Martin Creed: Feelings
When you the Martin Creed retrospective "Feelings" at Bard's Center for Curatorial Studies, it is through a room full of blue balloons. "Half the Air in the Room" is exactly that, and for something as simple and ubiquitous as air, it manages to set in motion a rather vivid string of associations: Those ball pits that haven't been sufficiently deep since I was three -- what happened to that girl who had those birthday parties? We had the same shoes -- I never really liked Care Bears -- my mother hated that place -- an inland lake -- slimy on the bottom -- I tuck my legs and curl my toes -- slime turns to plants -- fish -- snapping turtles -- puking drunk off a dock -- house boats -- suburban parking lots .... I go swimming along in a state of giggle-inducing disorientation until I finally find the entrance to the next gallery, where I immediately notice a loud banging noise coming from somewhere and then notice all of the other people noticing the banging noise. It is a supremely unfamiliar way of entering the white box. Unlike the anxious, if momentary, confusion one might normally experience at the threshold of such a formal space -- containing as it does such revered and mystified objects -- it is not generated by a distant parental warning not to break anything or a fear of speaking too loudly. Nor does it produce the more carefully disguised anxiety about your adequacy as interpreter. No, this disorientation is pleasant, that banging makes me curious, those words on the wall make me want to get a dictionary, that person is wondering about the noise as well but we can't yet tell where it is coming from, so it will have to wait. My hair has become a science experiment; I want to go back to the static squeaking of taut rubber but I need to know what is making that noise ....
Martin Creed's artwork, says the New York Times, "veers between shock therapy and something quite a bit more tender" It is also "like swimming with dolphins" apparently -- an experience that I don't share with the times reviewer and therefore can't evaluate. In fact most of what seems to be written about Creed's work bears a trace of the desperate confusion revealed by statements similar to these. Somewhere between shock therapy and anything save for unanaesthasized electrocution?
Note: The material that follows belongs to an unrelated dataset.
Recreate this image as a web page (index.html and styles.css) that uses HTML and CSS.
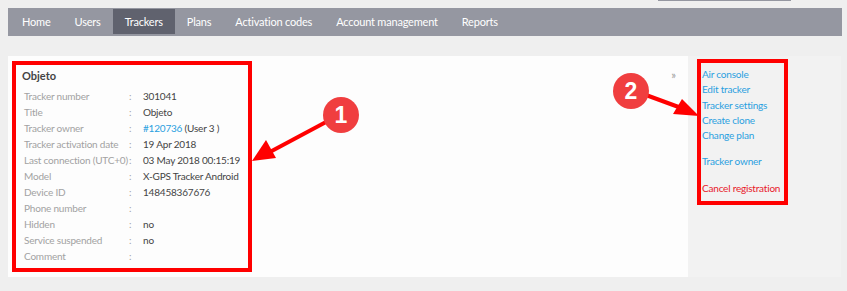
FILE: index.html
```html
<!DOCTYPE html>
<html lang="en">
<head>
    <meta charset="UTF-8">
    <meta name="viewport" content="width=device-width, initial-scale=1.0">
    <title>Trackers - Objeto</title>
    <link rel="stylesheet" href="styles.css">
</head>
<body>
    <div class="top-strip"></div>

    <nav class="main-menu">
        <a href="#">Home</a>
        <a href="#">Users</a>
        <a href="#" class="active">Trackers</a>
        <a href="#">Plans</a>
        <a href="#">Activation codes</a>
        <a href="#">Account management</a>
        <a href="#">Reports</a>
    </nav>

    <div class="page">
        <div class="tracker-panel">
            <div class="tracker-info">
                <h2>Objeto</h2>
                <table class="info-table">
                    <tr><td class="label">Tracker number</td><td class="sep">:</td><td>301041</td></tr>
                    <tr><td class="label">Title</td><td class="sep">:</td><td>Objeto</td></tr>
                    <tr><td class="label">Tracker owner</td><td class="sep">:</td><td><a href="#">#120736</a> (User 3 )</td></tr>
                    <tr><td class="label">Tracker activation date</td><td class="sep">:</td><td>19 Apr 2018</td></tr>
                    <tr><td class="label">Last connection (UTC+0)</td><td class="sep">:</td><td>03 May 2018 00:15:19</td></tr>
                    <tr><td class="label">Model</td><td class="sep">:</td><td>X-GPS Tracker Android</td></tr>
                    <tr><td class="label">Device ID</td><td class="sep">:</td><td>148458367676</td></tr>
                    <tr><td class="label">Phone number</td><td class="sep">:</td><td></td></tr>
                    <tr><td class="label">Hidden</td><td class="sep">:</td><td>no</td></tr>
                    <tr><td class="label">Service suspended</td><td class="sep">:</td><td>no</td></tr>
                    <tr><td class="label">Comment</td><td class="sep">:</td><td></td></tr>
                </table>
            </div>
            <span class="collapse">&raquo;</span>
        </div>

        <div class="actions">
            <div class="action-group">
                <a href="#">Air console</a>
                <a href="#">Edit tracker</a>
                <a href="#">Tracker settings</a>
                <a href="#">Create clone</a>
                <a href="#">Change plan</a>
            </div>
            <div class="action-group">
                <a href="#">Tracker owner</a>
            </div>
            <div class="action-group">
                <a href="#" class="danger">Cancel registration</a>
            </div>
        </div>
    </div>

    <!-- annotation layer drawn over the screenshot -->
    <svg class="annotations" width="847" height="291" viewBox="0 0 847 291">
        <rect x="14" y="63" width="236" height="207" fill="none" stroke="#ff0000" stroke-width="4"/>
        <rect x="699" y="61" width="87" height="142" fill="none" stroke="#ff0000" stroke-width="4"/>

        <line x1="326" y1="122" x2="268" y2="153" stroke="#ff0000" stroke-width="4"/>
        <polygon points="252,161 276,158 266,140" fill="#ff0000"/>

        <line x1="646" y1="95" x2="684" y2="109" stroke="#ff0000" stroke-width="4"/>
        <polygon points="699,116 673,114 682,99" fill="#ff0000"/>

        <circle cx="341" cy="115" r="18" fill="#f03e3f"/>
        <text x="341" y="123" class="badge-num">1</text>
        <circle cx="631" cy="91" r="18" fill="#f03e3f"/>
        <text x="631" y="99" class="badge-num">2</text>
    </svg>
</body>
</html>
```

FILE: styles.css
```css
* {
    margin: 0;
    padding: 0;
    box-sizing: border-box;
}

body {
    font-family: Lato, "Open Sans", sans-serif;
    background-color: #efefef;
    width: 847px;
    height: 291px;
    position: relative;
    overflow: hidden;
}

.top-strip {
    width: 133px;
    height: 1px;
    margin-left: 658px;
    background: #9597a1;
}

.main-menu {
    display: flex;
    height: 28px;
    margin: 7px 5px 0 8px;
    padding: 1px 0 0 2px;
    background: #9597a1;
}

.main-menu a {
    display: block;
    height: 25px;
    line-height: 25px;
    padding: 0 12px;
    color: #fff;
    font-size: 11px;
    letter-spacing: -0.2px;
    text-decoration: none;
}

.main-menu a.active {
    background: #60626e;
}

.page {
    display: flex;
    margin: 20px 6px 0 8px;
    height: 221px;
}

.tracker-panel {
    width: 680px;
    background: #fdfdfd;
    display: flex;
    justify-content: space-between;
    align-items: flex-start;
    padding: 12px 12px 0 14px;
}

.tracker-info h2 {
    font-size: 11px;
    font-weight: bold;
    color: #444;
    line-height: 16px;
    margin-bottom: 4px;
}

.info-table {
    border-collapse: collapse;
    font-size: 10px;
    letter-spacing: -0.2px;
    color: #444;
}

.info-table td {
    height: 16px;
    padding: 0;
    white-space: nowrap;
}

.info-table .label {
    width: 107px;
    padding-left: 2px;
    color: #a2a2a2;
}

.info-table .sep {
    width: 14px;
    color: #a2a2a2;
}

.info-table a {
    color: #2a9fe0;
    text-decoration: none;
}

.collapse {
    font-size: 11px;
    color: #999;
    line-height: 12px;
    margin-top: 1px;
}

.actions {
    flex: 1;
    background: #f2f2f2;
    padding: 11px 0 0 14px;
}

.action-group {
    display: flex;
    flex-direction: column;
    margin-bottom: 11px;
}

.action-group a {
    font-size: 10px;
    letter-spacing: -0.2px;
    line-height: 15.3px;
    color: #2a9fe0;
    text-decoration: none;
}

.action-group a.danger {
    color: #e8202a;
}

.annotations {
    position: absolute;
    top: 0;
    left: 0;
    pointer-events: none;
}

.badge-num {
    font-family: "Liberation Sans", Arial, sans-serif;
    font-size: 23px;
    font-weight: bold;
    fill: #fff;
    text-anchor: middle;
}
```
Well, yes, it is like something I suppose, but dolphins?
The alternative to this hyperbole is comparison, but in the case of Creed even statements of influence or attempts to place him within a movement have a tendency to expand and extend into the realm of exaggeration. In a single paragraph, the New York Times declares that Martin Creed is "minimalist," "conceptualist" and has the "rarefied art in the street tendency of situationism." He is also an artist in the tradition of "Dada" with "formalist savvy." Martin Creed, in short, is everything and anything that might have happened during the 20th century.
But then I can't blame them much, because I find myself at a similar loss for words and lacking an arsenal of contemporary art historical jargon, I am unable to avoid one rather unsophisticated conclusion. Martin Creed's work is funny. This is, anyway, the quality that I value most. Not, as might think, because it is entertaining but for a sense of intimacy and secrecy produced by the coded exchange. I don't find myself laughing so much as smirking -- allowing knowing half smiles to escape when no one else is looking. I have this deep conviction that I appreciate these objects in the same way that I appreciate the minute particular gesture of a close friend; that I have gotten the joke; that there is a mutual understanding conveyed by a lot of winking and head nodding.
But this really makes very little sense, for as absurd as the New York Times' placement somewhere between ECT and anything else happens to be on the level of description, it is in some ways an accurate evaluation of Creed's oeuvre and sounds rather similar to the statement "somewhere between a wadded up ball of paper, a neon sign and a pneumatic piano." So then how do we understand these objects if our language is so incapable of placing them into rational, understandable relationships?
I suppose the answer is contained in the question, we understand them as objects with little or no affect on anything outside of our relationship to them, and individual experience can only hope to be approximated in universally apprehended terms. Be it sensual, auditory or visual the objects meaning is dependent on your position vis a vis it. And here, in the expression of a singular relationship between object and subject, art historical discourse fails miserably. But in its complete failure it has made room for something else. It has necessitated by its utter impotence a different form of language, one that tends towards the literary, the poetic, the personal narrative ... (Everything!)